» TASK BRIEF
Reproduce the listing below in full and without alteration, apart from its pictures.

» DATA EXCERPT
========

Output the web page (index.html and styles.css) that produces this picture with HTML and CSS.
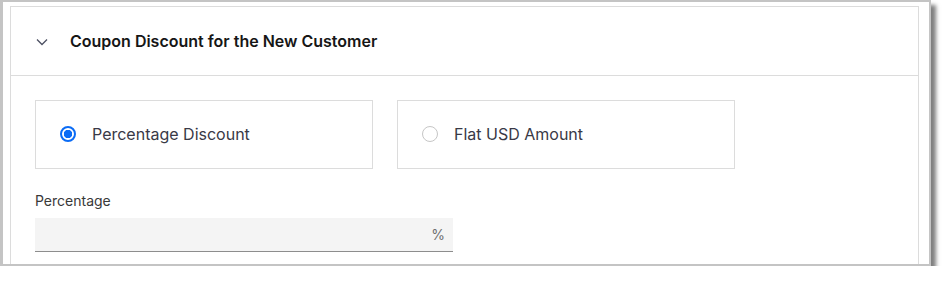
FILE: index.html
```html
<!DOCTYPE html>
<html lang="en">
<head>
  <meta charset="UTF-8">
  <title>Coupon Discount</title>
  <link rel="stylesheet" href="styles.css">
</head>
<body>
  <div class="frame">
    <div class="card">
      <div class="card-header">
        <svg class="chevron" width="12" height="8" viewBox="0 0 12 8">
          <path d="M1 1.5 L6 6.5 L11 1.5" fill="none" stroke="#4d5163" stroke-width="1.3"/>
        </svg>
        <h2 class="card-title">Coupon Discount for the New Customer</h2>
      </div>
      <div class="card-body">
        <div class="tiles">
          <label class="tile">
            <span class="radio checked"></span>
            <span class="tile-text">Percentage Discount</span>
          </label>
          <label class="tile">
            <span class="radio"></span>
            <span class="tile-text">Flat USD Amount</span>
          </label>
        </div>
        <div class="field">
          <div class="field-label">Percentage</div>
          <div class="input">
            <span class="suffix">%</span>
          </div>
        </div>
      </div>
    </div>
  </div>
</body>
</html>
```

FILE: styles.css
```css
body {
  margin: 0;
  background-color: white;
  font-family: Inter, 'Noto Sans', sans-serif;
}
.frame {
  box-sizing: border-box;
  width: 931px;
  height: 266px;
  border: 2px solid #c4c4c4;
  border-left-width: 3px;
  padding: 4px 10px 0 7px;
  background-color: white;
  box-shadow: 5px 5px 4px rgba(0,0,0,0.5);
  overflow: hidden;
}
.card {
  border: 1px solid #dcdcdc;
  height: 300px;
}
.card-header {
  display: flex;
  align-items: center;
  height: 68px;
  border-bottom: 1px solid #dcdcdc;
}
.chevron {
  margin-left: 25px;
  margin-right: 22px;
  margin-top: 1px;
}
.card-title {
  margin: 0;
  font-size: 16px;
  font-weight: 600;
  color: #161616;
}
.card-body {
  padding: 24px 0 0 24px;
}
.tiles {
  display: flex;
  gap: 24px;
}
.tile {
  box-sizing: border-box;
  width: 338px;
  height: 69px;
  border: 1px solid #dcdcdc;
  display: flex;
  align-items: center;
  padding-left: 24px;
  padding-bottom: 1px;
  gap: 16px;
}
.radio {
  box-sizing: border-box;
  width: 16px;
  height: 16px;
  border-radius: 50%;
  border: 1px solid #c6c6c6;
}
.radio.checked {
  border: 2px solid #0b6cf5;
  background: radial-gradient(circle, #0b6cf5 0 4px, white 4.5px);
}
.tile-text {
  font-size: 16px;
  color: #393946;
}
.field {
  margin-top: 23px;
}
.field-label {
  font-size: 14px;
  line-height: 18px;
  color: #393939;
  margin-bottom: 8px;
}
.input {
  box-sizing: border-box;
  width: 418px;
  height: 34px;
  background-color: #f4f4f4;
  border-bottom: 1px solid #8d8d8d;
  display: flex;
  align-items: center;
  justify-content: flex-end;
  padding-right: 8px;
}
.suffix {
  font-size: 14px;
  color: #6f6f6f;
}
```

========

» THE SOLUTION
Output the web page (index.html and styles.css) that produces this picture with HTML and CSS.
FILE: index.html
```html
<!DOCTYPE html>
<html lang="en">
<head>
  <meta charset="UTF-8">
  <title>Coupon Discount</title>
  <link rel="stylesheet" href="styles.css">
</head>
<body>
  <div class="frame">
    <div class="card">
      <div class="card-header">
        <svg class="chevron" width="12" height="8" viewBox="0 0 12 8">
          <path d="M1 1.5 L6 6.5 L11 1.5" fill="none" stroke="#4d5163" stroke-width="1.3"/>
        </svg>
        <h2 class="card-title">Coupon Discount for the New Customer</h2>
      </div>
      <div class="card-body">
        <div class="tiles">
          <label class="tile">
            <span class="radio checked"></span>
            <span class="tile-text">Percentage Discount</span>
          </label>
          <label class="tile">
            <span class="radio"></span>
            <span class="tile-text">Flat USD Amount</span>
          </label>
        </div>
        <div class="field">
          <div class="field-label">Percentage</div>
          <div class="input">
            <span class="suffix">%</span>
          </div>
        </div>
      </div>
    </div>
  </div>
</body>
</html>
```

FILE: styles.css
```css
body {
  margin: 0;
  background-color: white;
  font-family: Inter, 'Noto Sans', sans-serif;
}
.frame {
  box-sizing: border-box;
  width: 931px;
  height: 266px;
  border: 2px solid #c4c4c4;
  border-left-width: 3px;
  padding: 4px 10px 0 7px;
  background-color: white;
  box-shadow: 5px 5px 4px rgba(0,0,0,0.5);
  overflow: hidden;
}
.card {
  border: 1px solid #dcdcdc;
  height: 300px;
}
.card-header {
  display: flex;
  align-items: center;
  height: 68px;
  border-bottom: 1px solid #dcdcdc;
}
.chevron {
  margin-left: 25px;
  margin-right: 22px;
  margin-top: 1px;
}
.card-title {
  margin: 0;
  font-size: 16px;
  font-weight: 600;
  color: #161616;
}
.card-body {
  padding: 24px 0 0 24px;
}
.tiles {
  display: flex;
  gap: 24px;
}
.tile {
  box-sizing: border-box;
  width: 338px;
  height: 69px;
  border: 1px solid #dcdcdc;
  display: flex;
  align-items: center;
  padding-left: 24px;
  padding-bottom: 1px;
  gap: 16px;
}
.radio {
  box-sizing: border-box;
  width: 16px;
  height: 16px;
  border-radius: 50%;
  border: 1px solid #c6c6c6;
}
.radio.checked {
  border: 2px solid #0b6cf5;
  background: radial-gradient(circle, #0b6cf5 0 4px, white 4.5px);
}
.tile-text {
  font-size: 16px;
  color: #393946;
}
.field {
  margin-top: 23px;
}
.field-label {
  font-size: 14px;
  line-height: 18px;
  color: #393939;
  margin-bottom: 8px;
}
.input {
  box-sizing: border-box;
  width: 418px;
  height: 34px;
  background-color: #f4f4f4;
  border-bottom: 1px solid #8d8d8d;
  display: flex;
  align-items: center;
  justify-content: flex-end;
  padding-right: 8px;
}
.suffix {
  font-size: 14px;
  color: #6f6f6f;
}
```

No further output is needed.